[Records with interface code]
##########

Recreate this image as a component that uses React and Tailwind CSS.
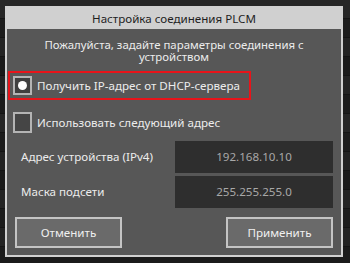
export default function App() {
  const rows = [
    "bg-[#262626]", "bg-[#1c1c1c]", "bg-[#242424]", "bg-[#1a1a1a]", "bg-[#232323]", "bg-[#1b1b1b]",
    "bg-[#252525]", "bg-[#1c1c1c]", "bg-[#232323]", "bg-[#1a1a1a]", "bg-[#242424]", "bg-[#1c1c1c]", "bg-[#232323]", "bg-[#1b1b1b]",
  ];
  return (
    <div className="relative w-[350px] h-[263px] overflow-hidden bg-[#1c1c1c] text-[11.6px] leading-[14px]" style={{ fontFamily: '"Noto Sans", "DejaVu Sans", sans-serif' }}>
      <div className="flex flex-col">
        {rows.map((c, i) => (
          <div key={i} className={`h-[19px] border-b border-[#141414] ${c}`} />
        ))}
      </div>
      <div className="absolute left-[5px] top-[6px] w-[338px] h-[251px] border-2 border-[#d0d0d0] bg-[#575757] flex flex-col">
        <div className="h-[21px] bg-[#d0d0d0] text-[#1e1e1e] flex items-center justify-center">Настройка соединения PLCM</div>
        <div className="pt-[10px] text-center text-[#ececec] text-[11.4px] leading-[12px]">
          <div className="h-[12px]">Пожалуйста, задайте параметры соединения с</div>
          <div className="h-[12px]">устройством</div>
        </div>
        <div className="mt-[8px] ml-[1px] w-[243px] h-[29px] border-2 border-[#e8141a] flex items-center pl-[3px] gap-[5px] text-[#ececec]">
          <div className="w-[19px] h-[19px] border-2 border-[#b4b4b4] bg-[#3f3f3f] flex items-center justify-center">
            <div className="w-[9px] h-[9px] rounded-full bg-white" />
          </div>
          <span>Получить IP-адрес от DHCP-сервера</span>
        </div>
        <div className="mt-[12px] h-[21px] flex items-center pl-[6px] gap-[5px] text-[#ececec]">
          <div className="w-[19px] h-[21px] border-2 border-[#b4b4b4] bg-[#454545]" />
          <span>Использовать следующий адрес</span>
        </div>
        <div className="mt-[8px] h-[32px] flex items-center">
          <span className="pl-[14px] flex-1 text-[#ececec]">Адрес устройства (IPv4)</span>
          <div className="w-[158px] h-[32px] mr-[8px] bg-[#2e2e2e] text-[#a8a8a8] flex items-center justify-center">192.168.10.10</div>
        </div>
        <div className="mt-[3px] h-[32px] flex items-center">
          <span className="pl-[14px] flex-1 text-[#ececec]">Маска подсети</span>
          <div className="w-[158px] h-[32px] mr-[8px] bg-[#2e2e2e] text-[#a8a8a8] flex items-center justify-center">255.255.255.0</div>
        </div>
        <div className="mt-[9px] px-[8px] flex justify-between">
          <button className="w-[107px] h-[31px] border-2 border-[#c4c4c4] bg-[#6a6a6a] text-[#f0f0f0]">Отменить</button>
          <button className="w-[107px] h-[31px] border-2 border-[#c4c4c4] bg-[#6a6a6a] text-[#f0f0f0]">Применить</button>
        </div>
      </div>
    </div>
  );
}
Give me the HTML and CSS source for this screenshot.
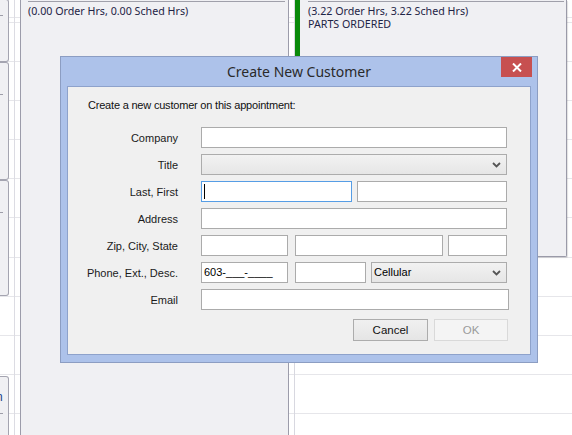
FILE: index.html
```html
<!DOCTYPE html>
<html lang="en">
<head>
    <meta charset="UTF-8">
    <title>Create New Customer</title>
    <link rel="stylesheet" href="styles.css">
</head>
<body>
    <div class="schedule">
        <div class="lane lane-narrow">
            <div class="appt appt-small first"><span class="tick tick-15"></span></div>
            <div class="appt appt-small second"><span class="tick tick-32"></span></div>
            <div class="appt appt-small third"><span class="tick tick-32"></span></div>
            <div class="appt appt-small fourth"><span class="cut-text">n</span><span class="tick tick-44"></span></div>
        </div>
        <div class="lane lane-mid">
            <div class="appt appt-tall">
                <div class="appt-line"></div>
                <div class="appt-text">(0.00 Order Hrs, 0.00 Sched Hrs)</div>
            </div>
        </div>
        <div class="lane lane-right">
            <div class="appt appt-green">
                <div class="appt-bar"></div>
                <div class="appt-body">
                    <div class="appt-line"></div>
                    <div class="appt-text">(3.22 Order Hrs, 3.22 Sched Hrs)</div>
                    <div class="appt-text">PARTS ORDERED</div>
                </div>
            </div>
        </div>
    </div>

    <div class="dialog">
        <div class="dialog-title">
            <span>Create New Customer</span>
            <div class="close-btn">
                <svg width="10" height="9" viewBox="0 0 10 9"><path d="M1 0.5 L9 8.5 M9 0.5 L1 8.5" stroke="#fff" stroke-width="2"/></svg>
            </div>
        </div>
        <div class="dialog-client">
            <div class="intro">Create a new customer on this appointment:</div>
            <div class="form">
                <div class="form-row">
                    <label>Company</label>
                    <div class="fields"><div class="field w-full"></div></div>
                </div>
                <div class="form-row">
                    <label>Title</label>
                    <div class="fields"><div class="combo w-full"><span></span><svg class="chev" width="9" height="6" viewBox="0 0 9 6"><path d="M1 1 L4.5 4.5 L8 1" stroke="#555" stroke-width="1.8" fill="none"/></svg></div></div>
                </div>
                <div class="form-row">
                    <label>Last, First</label>
                    <div class="fields">
                        <div class="field focus w-last"><span class="caret"></span></div>
                        <div class="field w-first"></div>
                    </div>
                </div>
                <div class="form-row">
                    <label>Address</label>
                    <div class="fields"><div class="field w-full"></div></div>
                </div>
                <div class="form-row">
                    <label>Zip, City, State</label>
                    <div class="fields">
                        <div class="field w-zip"></div>
                        <div class="field w-city gap-wide"></div>
                        <div class="field w-state"></div>
                    </div>
                </div>
                <div class="form-row">
                    <label>Phone, Ext., Desc.</label>
                    <div class="fields">
                        <div class="field w-zip">603-___-____</div>
                        <div class="field w-ext gap-wide"></div>
                        <div class="combo w-desc"><span>Cellular</span><svg class="chev" width="9" height="6" viewBox="0 0 9 6"><path d="M1 1 L4.5 4.5 L8 1" stroke="#555" stroke-width="1.8" fill="none"/></svg></div>
                    </div>
                </div>
                <div class="form-row">
                    <label>Email</label>
                    <div class="fields"><div class="field w-email"></div></div>
                </div>
            </div>
            <div class="buttons">
                <div class="btn">Cancel</div>
                <div class="btn disabled">OK</div>
            </div>
        </div>
    </div>
</body>
</html>
```

FILE: styles.css
```css
body {
    margin: 0;
    width: 572px;
    height: 435px;
    overflow: hidden;
    position: relative;
    background: #fff;
    font-family: 'Liberation Sans', Arial, sans-serif;
}
.schedule {
    display: flex;
    height: 435px;
    background-image: repeating-linear-gradient(to bottom, #e6e6ea 0 1px, transparent 1px 39.1px);
    background-position: 0 22px;
}
.lane {
    height: 100%;
    box-sizing: border-box;
}
.lane-narrow {
    width: 15px;
    border-right: 1px solid #dcdce3;
    display: flex;
    flex-direction: column;
}
.lane-mid {
    width: 269px;
    margin-left: 5px;
}
.lane-right {
    width: 278px;
    margin-left: 5px;
    border-left: 1px solid #d8d8e0;
}
.appt {
    background: #f0f0f3;
    box-sizing: border-box;
    position: relative;
}
.appt-small {
    width: 9px;
    flex-shrink: 0;
    border: 1px solid #a4a4b0;
    border-left: none;
    border-radius: 0 3px 3px 0;
}
.appt-small.first { height: 63px; margin-top: -1px; }
.appt-small.second { height: 118px; }
.appt-small.third { height: 116px; }
.appt-small.fourth { height: 80px; margin-top: 80px; overflow: hidden; }
.tick {
    display: block;
    width: 3px;
    height: 1px;
    background: #9d9da8;
}
.tick-15 { margin-top: 15px; }
.tick-32 { margin-top: 31px; }
.tick-44 { margin-top: 9px; }
.cut-text {
    display: block;
    margin-top: 13px;
    margin-left: -4px;
    font-size: 12px;
    line-height: 14px;
    color: #1b3f8a;
}
.appt-tall {
    height: 100%;
    border-left: 1px solid #9c9caa;
    border-right: 1px solid #9c9caa;
    padding: 1px 3px 0 7px;
}
.appt-line {
    height: 1px;
    background: #a0a0aa;
    margin-bottom: 3px;
}
.appt-text {
    font-family: 'Noto Sans', sans-serif;
    font-size: 10.7px;
    line-height: 13px;
    color: #1e2446;
    white-space: nowrap;
}
.appt-green {
    display: flex;
    width: 272px;
    height: 257px;
    border-right: 1px solid #9a9aa8;
    border-bottom: 1px solid #9a9aa8;
    border-radius: 0 0 2px 0;
    box-shadow: 1px 1px 1px rgba(0,0,0,0.12);
}
.appt-bar {
    width: 5px;
    background: #0a8a0a;
}
.appt-body {
    flex: 1;
    padding: 1px 2px 0 8px;
}

/* dialog */
.dialog {
    position: absolute;
    left: 60px;
    top: 56px;
    width: 478px;
    height: 307px;
    box-sizing: border-box;
    background: #adc2ea;
    border: 1px solid #8c9dc2;
    display: flex;
    flex-direction: column;
    padding: 0 6px 7px 6px;
}
.dialog-title {
    height: 29px;
    display: flex;
    align-items: center;
    justify-content: center;
    position: relative;
    font-family: 'Noto Sans', sans-serif;
    font-size: 14px;
    color: #2a2a2a;
}
.dialog-title span {
    margin-top: -1px;
}
.close-btn {
    position: absolute;
    right: -1px;
    top: 0;
    width: 31px;
    height: 20px;
    background: #c75050;
    display: flex;
    align-items: center;
    justify-content: center;
}
.dialog-client {
    flex: 1;
    background: #f0f0f0;
    border: 1px solid #8ea2cb;
    padding: 12px 0 0 0;
    font-size: 11px;
    color: #111;
}
.intro {
    line-height: 13px;
    padding-left: 20px;
    letter-spacing: -0.2px;
}
.form {
    margin-top: 15px;
    display: flex;
    flex-direction: column;
    gap: 6px;
}
.form-row {
    display: flex;
    align-items: center;
    height: 21px;
}
.form-row label {
    width: 110px;
    text-align: right;
    margin-right: 23px;
    color: #1a1a1a;
}
.fields {
    display: flex;
    gap: 5px;
}
.field, .combo {
    height: 21px;
    box-sizing: border-box;
    border: 1px solid #ababab;
    background: #fff;
    padding-left: 2px;
    line-height: 19px;
    color: #000;
    position: relative;
}
.field.focus {
    border-color: #569de5;
}
.caret {
    position: absolute;
    left: 2px;
    top: 2px;
    width: 1px;
    height: 15px;
    background: #000;
}
.combo {
    background: linear-gradient(#f2f2f2, #e6e6e6);
    border-color: #acacac;
    display: flex;
    justify-content: space-between;
    align-items: center;
    padding-right: 5px;
}
.combo span {
    line-height: 19px;
}
.chev {
    margin-top: 1px;
}
.gap-wide { margin-left: 2px; }
.w-full { width: 306px; }
.w-last { width: 151px; }
.w-first { width: 150px; }
.w-zip { width: 87px; }
.w-city { width: 148px; }
.w-state { width: 59px; }
.w-ext { width: 71px; }
.w-desc { width: 136px; }
.w-email { width: 308px; }
.buttons {
    display: flex;
    justify-content: flex-end;
    gap: 6px;
    margin-top: 9px;
    padding-right: 22px;
}
.btn {
    width: 75px;
    height: 22px;
    box-sizing: border-box;
    border: 1px solid #acacac;
    background: linear-gradient(#f0f0f0, #e5e5e5);
    text-align: center;
    line-height: 20px;
    font-size: 11.5px;
    color: #111;
}
.btn.disabled {
    width: 74px;
    background: #f4f4f4;
    border-color: #d9d9d9;
    color: #9a9a9a;
}
```
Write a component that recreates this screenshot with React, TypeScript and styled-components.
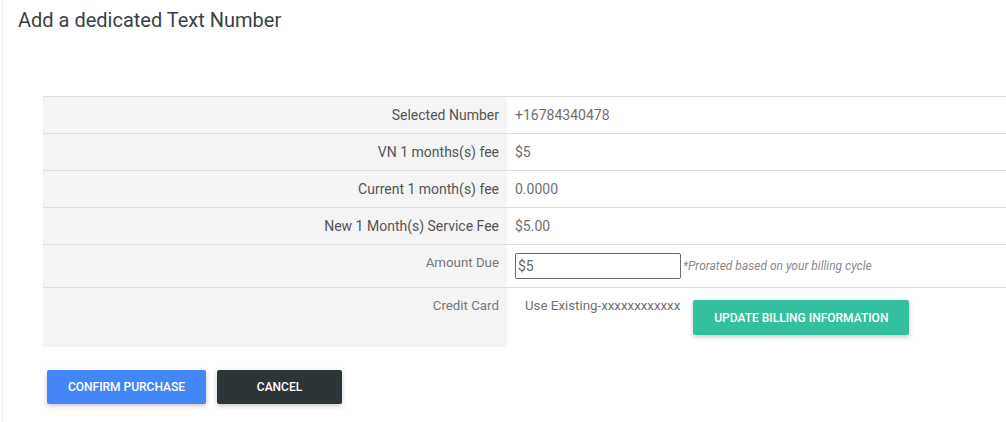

##########

EXERCISE OBJECTIVE:
Tell how many lines in the records above contain "image", giving the number and no other words.

RESPONSE:
2